Once a judge comes to the conclusion that the proof has failed and that the documents are not authentic or even suspected of fabrication, then he/she can state factual findings that say that the Plaintiff never had any right to the debt and lacked standing to foreclose. In two of my cases the pro-bank judge stated at length (30 minutes or more) why the casen utterly failed and was based upon at least suspicious documents.

I have recently found it helpful to point out the difference between enforcement of a note and enforcement of a mortgage. All 50 states have adopted Article 9 §203 UCC which states that a condition precedent to enforcement of a mortgage is that the party who initiates the foreclosure action must be the owner of the debt of reason of having paid value for it.

The banks have succeeded in confusing the issue especially when unopposed or when opposed by a pro se litigant or a lawyer who does not understand the basic precept that the condition precedent of payment of value for the debt is never waived or to be ignored.
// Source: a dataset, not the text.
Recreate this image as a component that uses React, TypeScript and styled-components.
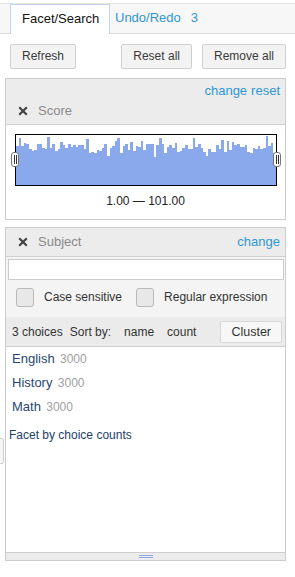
import React from "react";
import styled, { createGlobalStyle } from "styled-components";

const GlobalStyle = createGlobalStyle`
  html, body { margin: 0; padding: 0; background: #ffffff; }
  body { font-family: "Liberation Sans", Arial, sans-serif; color: #333; }
  * { box-sizing: border-box; }
`;

const Page = styled.div`
  position: relative;
  width: 295px;
  height: 577px;
  overflow: hidden;
  padding-top: 3px;
`;

const TabBar = styled.div`
  display: flex;
  align-items: flex-end;
  height: 31px;
  background: #f7f7f7;
  border-top: 1px solid #e4e4e4;
  border-bottom: 1px solid #dcdcdc;
  padding-left: 10px;
`;

const Tab = styled.div`
  height: 30px;
  width: 100px;
  margin-bottom: -1px;
  background: #fff;
  border: 1px solid #c2d3ef;
  border-bottom: none;
  padding-left: 11px;
  font-size: 13px;
  line-height: 28px;
  color: #111;
`;

const TabLink = styled.div`
  height: 29px;
  line-height: 28px;
  font-size: 13px;
  color: #3195d3;
  padding-left: 5px;
  display: flex;
  gap: 10px;
`;

const ButtonRow = styled.div`
  display: flex;
  justify-content: space-between;
  padding: 10px 9px 0 10px;
`;

const ButtonGroup = styled.div`
  display: flex;
  gap: 10px;
`;

const Button = styled.div`
  height: 25px;
  padding: 0 11px;
  border: 1px solid #cfcfcf;
  border-radius: 2px;
  background: #f3f3f3;
  font-size: 12px;
  line-height: 23px;
  color: #3a3a3a;
`;

const Panel = styled.div<{ $top: number }>`
  margin: ${(p) => p.$top}px 0 0 5px;
  width: 281px;
  border: 1px solid #cccccc;
  background: #fff;
`;

const ScoreHeader = styled.div`
  background: #ececec;
  border-bottom: 1px solid #cfcfcf;
  padding: 4px 5px 5px 12px;
  display: flex;
  flex-direction: column;
  gap: 4px;
`;

const LinkRow = styled.div`
  display: flex;
  justify-content: flex-end;
  gap: 4px;
  height: 16px;
  line-height: 16px;
  font-size: 13px;
`;

const Link = styled.span`
  color: #2f97d4;
  font-size: 13px;
`;

const TitleRow = styled.div`
  display: flex;
  align-items: center;
  justify-content: space-between;
  height: 16px;
  line-height: 16px;
`;

const Title = styled.div`
  display: flex;
  align-items: center;
  gap: 10px;
  font-size: 13px;
  color: #8a8a8a;
`;

const SubjectHeader = styled.div`
  background: #ececec;
  border-bottom: 1px solid #cfcfcf;
  padding: 6px 5px 6px 12px;
`;

const HistoBody = styled.div`
  padding: 9px 0 10px 9px;
`;

const HistoBox = styled.div`
  position: relative;
  width: 262px;
  height: 52px;
  border: 1px solid #000;
`;

const Handle = styled.div<{ $side: "left" | "right" }>`
  position: absolute;
  top: 17px;
  ${(p) => (p.$side === "left" ? "left: -5px;" : "right: -5px;")}
  width: 8px;
  height: 15px;
  background: #fff;
  border: 1px solid #777;
  border-radius: 3px;
  display: flex;
  justify-content: center;
  gap: 1px;
  padding: 2px 0;
  &::before, &::after {
    content: "";
    width: 1px;
    height: 100%;
    background: #333;
  }
`;

const RangeText = styled.div`
  margin-top: 7px;
  padding-right: 9px;
  text-align: center;
  font-size: 12px;
  line-height: 16px;
  color: #222;
`;

const Controls = styled.div`
  background: #f4f4f4;
  padding: 2px 1px 10px 2px;
`;

const SearchInput = styled.div`
  height: 21px;
  background: #fff;
  border: 1px solid #cccccc;
`;

const CheckRow = styled.div`
  display: flex;
  align-items: center;
  margin-top: 7px;
  padding-left: 8px;
  height: 20px;
`;

const Check = styled.div<{ $gapAfter: number }>`
  display: flex;
  align-items: center;
  gap: 10px;
  margin-right: ${(p) => p.$gapAfter}px;
  font-size: 12px;
  color: #333;
`;

const Box = styled.span`
  width: 18px;
  height: 19px;
  border: 1px solid #b9b9b9;
  border-radius: 3px;
  background: #e8e8e8;
`;

const SortRow = styled.div`
  display: flex;
  align-items: center;
  height: 30px;
  background: #ebebeb;
  border-bottom: 1px solid #cfcfcf;
  padding: 0 3px 0 6px;
  font-size: 12px;
  color: #333;
`;

const SortItem = styled.span<{ $ml: number }>`
  margin-left: ${(p) => p.$ml}px;
`;

const ClusterButton = styled.div`
  margin-left: auto;
  height: 22px;
  padding: 0 10px;
  border: 1px solid #d8d8d8;
  border-radius: 2px;
  background: #f7f7f7;
  font-size: 12.5px;
  line-height: 21px;
  color: #333;
`;

const ChoiceList = styled.div`
  height: 205px;
`;

const Choice = styled.div`
  height: 24px;
  line-height: 24px;
  padding-left: 6px;
  font-size: 13px;
  color: #27486e;
`;

const Count = styled.span`
  margin-left: 2px;
  font-size: 12px;
  color: #a0a0a0;
`;

const FacetBy = styled.div`
  margin-top: 8px;
  padding-left: 3px;
  line-height: 16px;
  font-size: 12px;
  color: #23406a;
`;

const Resizer = styled.div`
  height: 8px;
  background: #ececec;
  border-top: 1px solid #cfcfcf;
  display: flex;
  flex-direction: column;
  align-items: center;
  justify-content: center;
  gap: 1px;
  &::before, &::after {
    content: "";
    width: 14px;
    height: 1px;
    background: #8fa9e6;
  }
`;

const EdgeStub = styled.div`
  position: absolute;
  left: -6px;
  top: 438px;
  width: 10px;
  height: 26px;
  border: 1px solid #cfcfcf;
  border-radius: 2px;
  background: #f6f6f6;
`;

const CloseIcon = () => (
  <svg width="10" height="10" viewBox="0 0 10 10">
    <path d="M1.2 1.2 L8.8 8.8 M8.8 1.2 L1.2 8.8" stroke="#444" strokeWidth="2.2" />
  </svg>
);

function makeBars(): number[] {
  let s = 12345;
  const rnd = () => {
    s = (s * 1103515245 + 12345) % 2147483648;
    return s / 2147483648;
  };
  const out: number[] = [];
  for (let i = 0; i < 100; i++) {
    let h = 32 + rnd() * 11;
    const r = rnd();
    if (r > 0.9) h = 43 + rnd() * 6;
    else if (r < 0.06) h = 27 + rnd() * 4;
    out.push(Math.round(h));
  }
  return out;
}

const bars = makeBars();

const Histogram = () => (
  <svg width="260" height="50" viewBox="0 0 260 50" shapeRendering="crispEdges" style={{ display: "block" }}>
    {bars.map((h, i) => (
      <rect key={i} x={i * 2.6} y={50 - h} width={2.6} height={h} fill="#89a9ec" />
    ))}
  </svg>
);

export default function App() {
  return (
    <Page>
      <GlobalStyle />
      <TabBar>
        <Tab>Facet/Search</Tab>
        <TabLink>
          <span>Undo/Redo</span>
          <span>3</span>
        </TabLink>
      </TabBar>
      <ButtonRow>
        <Button>Refresh</Button>
        <ButtonGroup>
          <Button>Reset all</Button>
          <Button>Remove all</Button>
        </ButtonGroup>
      </ButtonRow>

      <Panel $top={9}>
        <ScoreHeader>
          <LinkRow>
            <Link>change</Link>
            <Link>reset</Link>
          </LinkRow>
          <TitleRow>
            <Title>
              <CloseIcon />
              <span>Score</span>
            </Title>
          </TitleRow>
        </ScoreHeader>
        <HistoBody>
          <HistoBox>
            <Histogram />
            <Handle $side="left" />
            <Handle $side="right" />
          </HistoBox>
          <RangeText>1.00 — 101.00</RangeText>
        </HistoBody>
      </Panel>

      <Panel $top={7}>
        <SubjectHeader>
          <TitleRow>
            <Title>
              <CloseIcon />
              <span>Subject</span>
            </Title>
            <Link>change</Link>
          </TitleRow>
        </SubjectHeader>
        <Controls>
          <SearchInput />
          <CheckRow>
            <Check $gapAfter={14}>
              <Box />
              <span>Case sensitive</span>
            </Check>
            <Check $gapAfter={0}>
              <Box />
              <span>Regular expression</span>
            </Check>
          </CheckRow>
        </Controls>
        <SortRow>
          <span>3 choices</span>
          <SortItem $ml={7}>Sort by:</SortItem>
          <SortItem $ml={13}>name</SortItem>
          <SortItem $ml={13}>count</SortItem>
          <ClusterButton>Cluster</ClusterButton>
        </SortRow>
        <ChoiceList>
          <Choice>
            English<Count> 3000</Count>
          </Choice>
          <Choice>
            History<Count> 3000</Count>
          </Choice>
          <Choice>
            Math<Count> 3000</Count>
          </Choice>
          <FacetBy>Facet by choice counts</FacetBy>
        </ChoiceList>
        <Resizer />
      </Panel>
      <EdgeStub />
    </Page>
  );
}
The banks get around this by arguing for a legal presumption that delivery of the note constitutes delivery of the debt (or delivery of title to the debt) and then presume that the debt was paid for by the transferee. That is a presumption on a presumption.

Then the court presumes that the transferor was the owner of the debt because if the transferor was not the owner of the debt then the purchase would have been just for the note and not the mortgage (transfer of mortgage without the debt is a legal nullity).

And if the purchase was just for the note then the claimant would appropriately claim that it is a holder in due course which frees it from most defenses of the maker of the note regardless of who owns the debt. But the HDC may not foreclose on the mortgage because it was not paying for the debt unless the owner of the note happens to be the owner of the debt. And not so oddly there is never a claim of HDC status in today’s foreclosures.

So the way forward might be a recent tack I have taken. And that means taking it one step further. If the claimant did not purchase the debt for money the claimant is not entitled to foreclose. But this still leaves the corut thinking that this is a technical objection to prevent restitution for a just unpaid debt. While the “other creditor” idea is theoretically correct, it gains no traction in court. 

But a close corollary does gain traction, to wit: that if the claimant is not the owner of the debt it may be presumed that upon forced sale the proceeds are not going to the owner of the debt unless the proof establishes some representative capacity, even if that capacity is barred by Article 9 §203 UCC.

By arguing that no proof has been alleged and no allegation or assertion has been made that the proceeds will go to the party who owns the debt by virtue of having paid for it, you effectively eliminate the ability of the judge to presume otherwise since there is not even a scintilla of anything to support that view, which incidentally is in fact entirely correct — the proceeds do not go to anyone who has paid value for the debt.

Which brings us to the point that makes every judge uncomfortable regardless of  bias — if the debt is not going to be repaid by the forced sale of the property then it follows logically and inescapably that the sale will result in revenue to the participants in the foreclosure, not the repayment of debt.

And foreclosure is a remedy exclusively reserved to a claimant seeking restitution of unpaid debt owed to the claimant. If the claimant has not paid for it then the claimant does not have any accounting records showing that it is reporting a loan receivable for the subject debt, note or mortgage and that means no injury, no standing and even malicious motive attempting to weaponize the foreclosure process to achieve revenue to the detriment of both the homeowner and the true owner of the debt who paid for it.

It should be argued that the obtuse complexity of sales of mortgages into the secondary markets and claims of securitization is not the product of some plan of homeowners to escape a just debt. It is the product of a plan by banks who saw an opportunity that was worth their effort despite the risk that the plan failed to comply with law. Whether the banks can create a lawful correction to the problem is not for the court to decide nor for a borrower to propose. A foreclosure must be decided based upon the claim alleged. If that claim is invalid then the claimant must lose.